Tangere Tangible Intangible
SJK's focus settles momentarily on the hands as key makers, conductors of language, and as ritualistic aids to ceremony - in the everyday. This humble subject matter is here visible performing manual tasks, forming symbols, levitating signs, and grappling with the incorporeal. The artist pays homage to hands.
Imbedded within her ongoing semiotic inquiry is a fascination with hands as agents of communication; in systematized form through sign language, in an open format through gestural hand movement. Hands produce subtle movements to assist or negate the spoken word. A gesture in silence conveys meaning.
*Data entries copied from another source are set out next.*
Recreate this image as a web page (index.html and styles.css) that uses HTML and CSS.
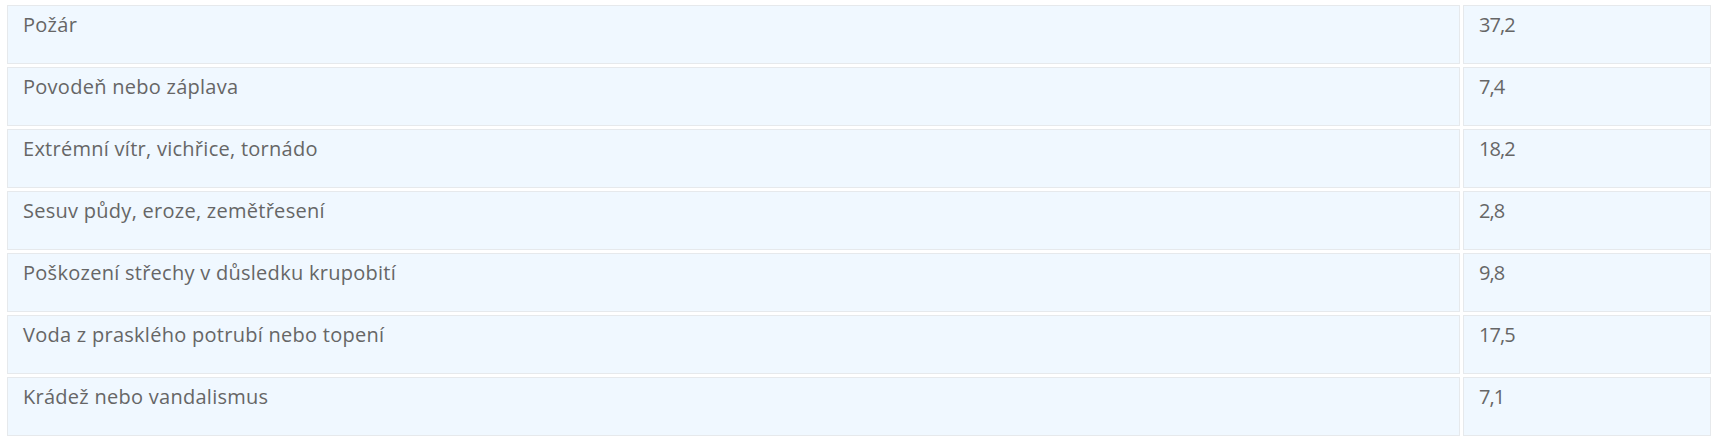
FILE: index.html
```html
<!DOCTYPE html>
<html lang="cs">
<head>
<meta charset="utf-8">
<title>Tabulka</title>
<link rel="stylesheet" href="styles.css">
</head>
<body>
<table class="data">
  <tbody>
    <tr><td class="label">Požár</td><td class="value">37,2</td></tr>
    <tr><td class="label">Povodeň nebo záplava</td><td class="value">7,4</td></tr>
    <tr><td class="label">Extrémní vítr, vichřice, tornádo</td><td class="value">18,2</td></tr>
    <tr><td class="label">Sesuv půdy, eroze, zemětřesení</td><td class="value">2,8</td></tr>
    <tr><td class="label">Poškození střechy v důsledku krupobití</td><td class="value">9,8</td></tr>
    <tr><td class="label">Voda z prasklého potrubí nebo topení</td><td class="value">17,5</td></tr>
    <tr><td class="label">Krádež nebo vandalismus</td><td class="value">7,1</td></tr>
  </tbody>
</table>
</body>
</html>
```
FILE: styles.css
```css
html, body {
  background: #ffffff;
}
body {
  margin: 2px 4px;
  font-family: "Open Sans", "Liberation Sans", sans-serif;
  color: #666666;
}
.data {
  width: 100%;
  table-layout: fixed;
  border-collapse: separate;
  border-spacing: 3px;
}
.data td {
  box-sizing: border-box;
  height: 59px;
  background: #f0f8ff;
  border: 1px solid #e6e9ec;
  padding: 4px 15px 0;
  vertical-align: top;
  font-size: 20px;
  line-height: 30px;
}
.data .label {
  letter-spacing: 0.27px;
}
.data .value {
  width: 248px;
  letter-spacing: -0.9px;
}
```
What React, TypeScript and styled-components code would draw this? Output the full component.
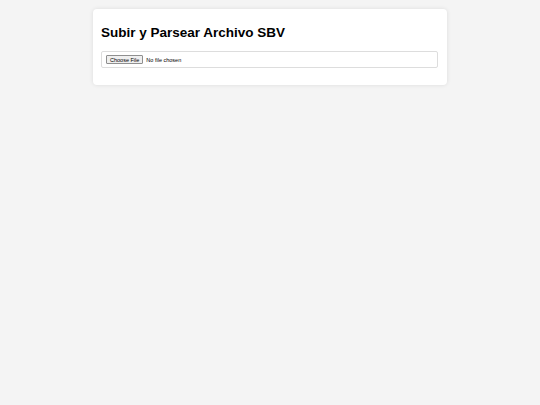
import React from "react";
import styled, { createGlobalStyle } from "styled-components";

const Global = createGlobalStyle`
  html, body {
    margin: 0;
    padding: 0;
    background: #f4f4f4;
    font-family: "Liberation Sans", Arial, sans-serif;
  }
  body { min-height: 405px; }
`;

const Page = styled.div`
  display: flex;
  justify-content: center;
  padding-top: 9px;
`;

const Card = styled.div`
  width: 354px;
  box-sizing: border-box;
  background: #ffffff;
  border-radius: 4px;
  box-shadow: 0 0 4px rgba(0, 0, 0, 0.1);
  padding: 16px 9px 17px 8px;
`;

const Title = styled.h1`
  margin: 0 0 10px 0;
  font-size: 13.5px;
  line-height: 16px;
  font-weight: bold;
  color: #000;
`;

const FileBox = styled.div`
  border: 1px solid #ddd;
  border-radius: 2px;
  height: 17px;
  box-sizing: border-box;
  display: flex;
  align-items: center;
  padding-left: 4px;
`;

const FileInput = styled.input`
  font-family: "Liberation Sans", Arial, sans-serif;
  font-size: 5.5px;
  color: #000;

  &::file-selector-button {
    font-family: "Liberation Sans", Arial, sans-serif;
    font-size: 5.5px;
    height: 9px;
    padding: 0 3px;
    margin-right: 3px;
    border: 1px solid #8f8f8f;
    border-radius: 1px;
    background: #efefef;
    color: #000;
  }
`;

export default function App() {
  return (
    <>
      <Global />
      <Page>
        <Card>
          <Title>Subir y Parsear Archivo SBV</Title>
          <FileBox>
            <FileInput type="file" accept=".sbv" />
          </FileBox>
        </Card>
      </Page>
    </>
  );
}
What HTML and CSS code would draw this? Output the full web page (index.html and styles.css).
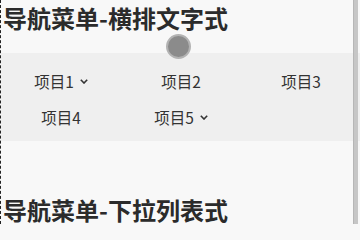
FILE: index.html
```html
<!DOCTYPE html>
<html lang="zh">
<head>
<meta charset="utf-8">
<link rel="stylesheet" href="styles.css">
</head>
<body>
<div class="page">
  <h2 class="title">导航菜单-横排文字式</h2>
  <nav class="nav">
    <div class="item">项目1<svg class="chev" viewBox="0 0 8 5"><path d="M0.8 0.8 L4 4 L7.2 0.8"/></svg></div>
    <div class="item">项目2</div>
    <div class="item">项目3</div>
    <div class="item">项目4</div>
    <div class="item">项目5<svg class="chev" viewBox="0 0 8 5"><path d="M0.8 0.8 L4 4 L7.2 0.8"/></svg></div>
  </nav>
  <h2 class="title second">导航菜单-下拉列表式</h2>
  <div class="dot"></div>
  <div class="scrollbar"></div>
</div>
</body>
</html>
```
FILE: styles.css
```css
html, body {
  margin: 0;
  padding: 0;
  width: 360px;
  height: 224px;
  background: #f8f8f8;
  overflow: hidden;
}
.page {
  display: flow-root;
  position: relative;
  width: 359px;
  height: 224px;
  border-left: 1px dashed #222;
  overflow: hidden;
}
.title {
  margin: 2px 0 0;
  padding-left: 2px;
  font: bold 24px/32px "Noto Sans CJK SC", "Noto Sans", sans-serif;
  color: #2b2b2b;
  white-space: nowrap;
}
.nav {
  margin-top: 19px;
  background: #efefef;
  padding: 10px 0 6px;
  display: grid;
  grid-template-columns: repeat(3, 120px);
}
.item {
  height: 36px;
  display: flex;
  align-items: center;
  justify-content: center;
  gap: 6px;
  font: 15.5px "Noto Sans CJK SC", "Noto Sans", sans-serif;
  color: #333;
}
.chev {
  width: 8px;
  height: 5px;
  fill: none;
  stroke: #333;
  stroke-width: 1.6;
}
.second {
  margin-top: 53px;
}
.dot {
  position: absolute;
  left: 165px;
  top: 34px;
  width: 21px;
  height: 21px;
  border-radius: 50%;
  background: #8b8b8b;
  border: 2px solid #b3b3b3;
}
.scrollbar {
  position: absolute;
  top: 0;
  right: 2px;
  width: 5px;
  height: 224px;
  background: #c6c6c6;
  border-left: 1px solid #b6b6b6;
  box-sizing: border-box;
}
```
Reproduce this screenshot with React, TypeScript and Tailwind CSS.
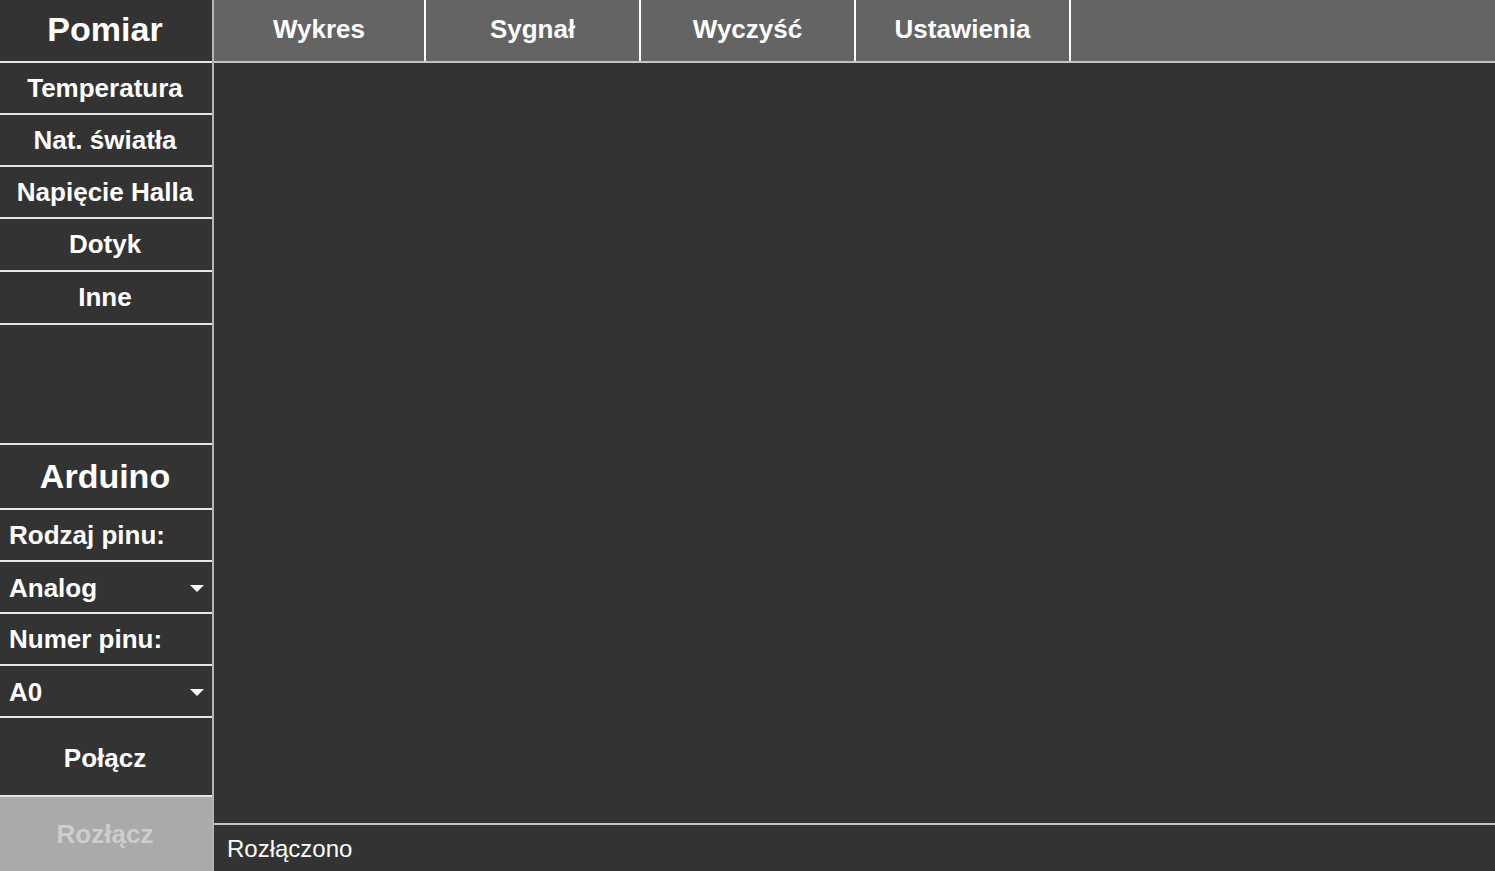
import React from "react";

const font = { fontFamily: '"Liberation Sans", Arial, sans-serif' };

const measures = [
    { name: "Temperatura", h: "h-[52px]" },
    { name: "Nat. światła", h: "h-[52px]" },
    { name: "Napięcie Halla", h: "h-[52px]" },
    { name: "Dotyk", h: "h-[53px]" },
    { name: "Inne", h: "h-[53px]" },
];
const tabs = ["Wykres", "Sygnał", "Wyczyść", "Ustawienia"];

const Caret = () => (
    <svg width="14" height="7" viewBox="0 0 14 7" className="shrink-0">
        <polygon points="0,0 14,0 7,7" fill="#ffffff" />
    </svg>
);

const Select = ({ value }: { value: string }) => (
    <div className="h-[52px] border-b-2 border-[#e6e6e6] flex items-center justify-between pl-[9px] pr-[8px] pt-[2px] text-[26px] font-bold text-white">
        <span>{value}</span>
        <Caret />
    </div>
);

const Label = ({ text }: { text: string }) => (
    <div className="h-[52px] border-b-2 border-[#e6e6e6] flex items-center pl-[9px] pt-[1px] text-[26px] font-bold text-white">
        {text}
    </div>
);

const App = () => {
    return (
        <div className="flex h-[871px] w-full bg-[#333333] overflow-hidden" style={font}>
            <div className="w-[214px] shrink-0 flex flex-col border-r-2 border-[#b4b4b4]">
                <div className="h-[63px] border-b-2 border-[#e6e6e6] flex items-center justify-center pb-[3px] pr-[2px] text-[34px] font-bold text-white">
                    Pomiar
                </div>
                {measures.map((m) => (
                    <div key={m.name} className={`${m.h} border-b-2 border-[#e6e6e6] flex items-center justify-center pr-[2px] text-[26px] font-bold text-white`}>
                        {m.name}
                    </div>
                ))}
                <div className="h-[120px] border-b-2 border-[#e6e6e6]" />
                <div className="h-[65px] border-b-2 border-[#e6e6e6] flex items-center justify-center pr-[2px] text-[34px] font-bold text-white">
                    Arduino
                </div>
                <Label text="Rodzaj pinu:" />
                <Select value="Analog" />
                <Label text="Numer pinu:" />
                <Select value="A0" />
                <div className="h-[79px] border-b-2 border-[#e6e6e6] flex items-center justify-center pt-[3px] pr-[2px] text-[26px] font-bold text-white">
                    Połącz
                </div>
                <div className="flex-1 bg-[#aaaaaa] flex items-center justify-center pr-[2px] text-[26px] font-bold text-[#cdcdcd]">
                    Rozłącz
                </div>
            </div>

            <div className="flex-1 flex flex-col min-w-0">
                <div className="h-[63px] shrink-0 flex bg-[#646464] border-b-2 border-[#c4c4c4]">
                    {tabs.map((t, i) => (
                        <div
                            key={t}
                            className={`${i === 0 ? "w-[212px]" : "w-[215px]"} h-full border-r-2 border-white flex items-center justify-center pb-[2px] text-[26px] font-bold text-white`}
                        >
                            {t}
                        </div>
                    ))}
                </div>
                <div className="flex-1" />
                <div className="h-[48px] shrink-0 border-t-2 border-[#c4c4c4] flex items-center pl-[13px] pt-[2px] text-[24px] text-white">
                    Rozłączono
                </div>
            </div>
        </div>
    );
};

export default App;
Alongside this interest in language and gesture runs a deep respect for the artisan's hand, the mechanics of the maker, and the work of the working hands. Hands are also used in spiritual endeavor; cupped in prayer, raised in elation, or solemn in religious ritual.
Hands are an artist's tool, and have thus been referenced by multiple artists throughout history. SJK cites Geunter Brus' Action Paintings as a vivid work in her memory. Likewise she recalls Hans Bellmer's photographic treatment of hands, and Alfred Stieglitz's images of Georgia O'Keeffe's hands, as other strong imagery in her mind's eye.